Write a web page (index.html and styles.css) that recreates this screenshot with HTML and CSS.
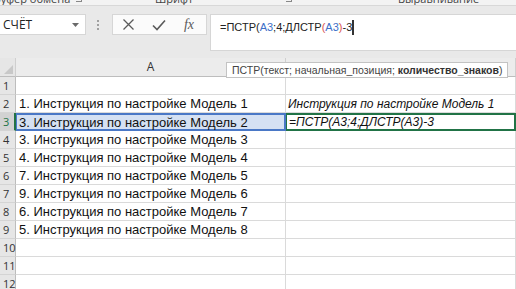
FILE: index.html
```html
<!DOCTYPE html>
<html lang="ru">
<head>
    <meta charset="UTF-8">
    <meta name="viewport" content="width=device-width, initial-scale=1.0">
    <title>Excel ПСТР</title>
    <link rel="stylesheet" href="styles.css">
</head>
<body>
    <div class="ribbon-tail">
        <span class="group-label label-clip">Буфер обмена</span>
        <span class="launcher launcher-clip"></span>
        <span class="group-label label-font">Шрифт</span>
        <span class="launcher launcher-font"></span>
        <span class="group-label label-align">Выравнивание</span>
    </div>

    <div class="formula-bar">
        <div class="name-box">
            <span>СЧЁТ</span>
            <svg class="name-arrow" width="7" height="4" viewBox="0 0 7 4"><path d="M0 0 L7 0 L3.5 4 Z" fill="#6a6a6a"/></svg>
        </div>
        <div class="grip">
            <i></i><i></i><i></i>
        </div>
        <div class="fx-buttons">
            <svg width="13" height="13" viewBox="0 0 13 13"><path d="M1.5 1.5 L11.5 11.5 M11.5 1.5 L1.5 11.5" stroke="#5a5a5a" stroke-width="1.3" fill="none"/></svg>
            <svg width="14" height="12" viewBox="0 0 14 12"><path d="M1 6.5 L5 10.5 L13 1.5" stroke="#5a5a5a" stroke-width="1.6" fill="none"/></svg>
            <span class="fx">fx</span>
        </div>
        <div class="formula-input">
            <span>=ПСТР(</span><span class="ref">A3</span><span>;4;ДЛСТР</span><span class="paren">(</span><span class="ref2">A3</span><span class="paren">)</span><span>-3</span><span class="caret"></span>
        </div>
    </div>

    <div class="sheet">
        <div class="corner"><span class="corner-tri"></span></div>
        <div class="col-head">A</div>
        <div class="col-head"></div>

        <div class="row-head">1</div>
        <div class="cell"></div>
        <div class="cell"></div>

        <div class="row-head">2</div>
        <div class="cell">1. Инструкция по настройке Модель 1</div>
        <div class="cell cell-b">Инструкция по настройке Модель 1</div>

        <div class="row-head row-active">3</div>
        <div class="cell ref-cell">3. Инструкция по настройке Модель 2</div>
        <div class="cell cell-b edit-cell">=ПСТР(A3;4;ДЛСТР(A3)-3</div>

        <div class="row-head">4</div>
        <div class="cell">3. Инструкция по настройке Модель 3</div>
        <div class="cell"></div>

        <div class="row-head">5</div>
        <div class="cell">4. Инструкция по настройке Модель 4</div>
        <div class="cell"></div>

        <div class="row-head">6</div>
        <div class="cell">7. Инструкция по настройке Модель 5</div>
        <div class="cell"></div>

        <div class="row-head">7</div>
        <div class="cell">9. Инструкция по настройке Модель 6</div>
        <div class="cell"></div>

        <div class="row-head">8</div>
        <div class="cell">6. Инструкция по настройке Модель 7</div>
        <div class="cell"></div>

        <div class="row-head">9</div>
        <div class="cell">5. Инструкция по настройке Модель 8</div>
        <div class="cell"></div>

        <div class="row-head">10</div>
        <div class="cell"></div>
        <div class="cell"></div>

        <div class="row-head">11</div>
        <div class="cell"></div>
        <div class="cell"></div>

        <div class="row-head">12</div>
        <div class="cell"></div>
        <div class="cell"></div>
    </div>

    <div class="tooltip">ПСТР(текст; начальная_позиция; <b>количество_знаков</b>)</div>
</body>
</html>
```

FILE: styles.css
```css
* {
    box-sizing: border-box;
}

body {
    margin: 0;
    width: 516px;
    height: 289px;
    overflow: hidden;
    background-color: #ffffff;
    font-family: "Open Sans", "Noto Sans", sans-serif;
    position: relative;
}

.ribbon-tail {
    position: relative;
    height: 6px;
    background-color: #f3f3f3;
    border-bottom: 1px solid #d8d8d8;
    overflow: hidden;
}

.group-label {
    position: absolute;
    top: -7px;
    font-size: 11px;
    line-height: 12px;
    color: #444444;
}

.label-clip {
    left: -6px;
}

.label-font {
    left: 155px;
}

.label-align {
    left: 398px;
}

.launcher {
    position: absolute;
    top: -4px;
    width: 6px;
    height: 6px;
    border-right: 1px solid #888;
    border-bottom: 1px solid #888;
}

.launcher-clip {
    left: 76px;
}

.launcher-font {
    left: 286px;
}

.formula-bar {
    display: flex;
    align-items: flex-start;
    height: 52px;
    padding-top: 8px;
    background-color: #e9e9e9;
}

.name-box {
    display: flex;
    align-items: center;
    justify-content: space-between;
    width: 86px;
    height: 21px;
    padding: 0 6px 0 3px;
    background-color: #ffffff;
    border: 1px solid #d6d6d6;
    border-left: none;
    font-size: 12px;
    color: #222;
}

.name-arrow {
    margin-top: 1px;
}

.grip {
    display: flex;
    flex-direction: column;
    gap: 2px;
    width: 26px;
    padding: 6px 0 0 11px;
}

.grip i {
    display: block;
    width: 2px;
    height: 2px;
    background-color: #a0a0a0;
}

.fx-buttons {
    display: flex;
    align-items: center;
    justify-content: space-between;
    width: 95px;
    height: 21px;
    padding: 0 12px 0 9px;
    background-color: #fbfbfb;
    border: 1px solid #d6d6d6;
}

.fx {
    font-family: "Liberation Serif", serif;
    font-style: italic;
    font-size: 14px;
    color: #5a5a5a;
}

.formula-input {
    display: flex;
    align-items: flex-start;
    margin-left: 3px;
    flex: 1;
    height: 37px;
    padding: 3px 0 0 9px;
    background-color: #ffffff;
    border: 1px solid #d6d6d6;
    border-right: none;
    font-family: "Liberation Sans", Arial, sans-serif;
    font-size: 11px;
    line-height: 18px;
    color: #222;
    white-space: pre;
}

.ref,
.ref2 {
    color: #3d6fc8;
}

.paren {
    color: #d9534f;
}

.caret {
    width: 2px;
    height: 15px;
    margin-top: 2px;
    background-color: #333;
}

.sheet {
    display: grid;
    grid-template-columns: 16px 270px 230px;
    grid-template-rows: 19px;
    grid-auto-rows: 18px;
    font-family: "Liberation Sans", Arial, sans-serif;
}

.corner {
    position: relative;
    background-color: #e6e6e6;
    border-right: 1px solid #cfcfcf;
    border-bottom: 1px solid #bdbdbd;
}

.corner-tri {
    position: absolute;
    right: 2px;
    bottom: 2px;
    width: 0;
    height: 0;
    border-left: 9px solid transparent;
    border-bottom: 9px solid #c8c8c8;
}

.col-head {
    background-color: #ececec;
    border-right: 1px solid #cfcfcf;
    border-bottom: 1px solid #bdbdbd;
    text-align: center;
    font-family: "Open Sans", sans-serif;
    font-size: 12px;
    line-height: 18px;
    color: #333;
}

.row-head {
    background-color: #e6e6e6;
    border-right: 1px solid #bdbdbd;
    border-bottom: 1px solid #d4d4d4;
    padding-left: 3px;
    font-family: "Open Sans", sans-serif;
    font-size: 11px;
    line-height: 18px;
    color: #333;
}

.row-active {
    color: #217346;
    background-color: #d2d2d2;
    border-right: 2px solid #217346;
}

.cell {
    border-right: 1px solid #dadada;
    border-bottom: 1px solid #dadada;
    padding-left: 3px;
    font-size: 13px;
    line-height: 18px;
    color: #111;
    white-space: nowrap;
    overflow: visible;
}

.cell-b {
    padding-left: 2px;
    font-size: 12px;
    font-style: italic;
}

.ref-cell {
    position: relative;
    background-color: #d5e1f3;
    border: 2px solid #4a78c6;
    border-left-width: 1px;
    line-height: 15px;
    padding-left: 2px;
}

.edit-cell {
    border: 2px solid #217346;
    border-left-width: 1px;
    line-height: 15px;
}

.tooltip {
    position: absolute;
    left: 226px;
    top: 62px;
    height: 16px;
    padding: 0 5px;
    background-color: #ffffff;
    border: 1px solid #c3c3c3;
    font-family: "Liberation Sans", Arial, sans-serif;
    font-size: 10.5px;
    line-height: 14px;
    color: #444;
    white-space: nowrap;
}

.tooltip b {
    color: #333;
}
```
......
** Short task **
Copy every line above in which the string "index" shows up.

** Response **
Write a web page (index.html and styles.css) that recreates this screenshot with HTML and CSS.
FILE: index.html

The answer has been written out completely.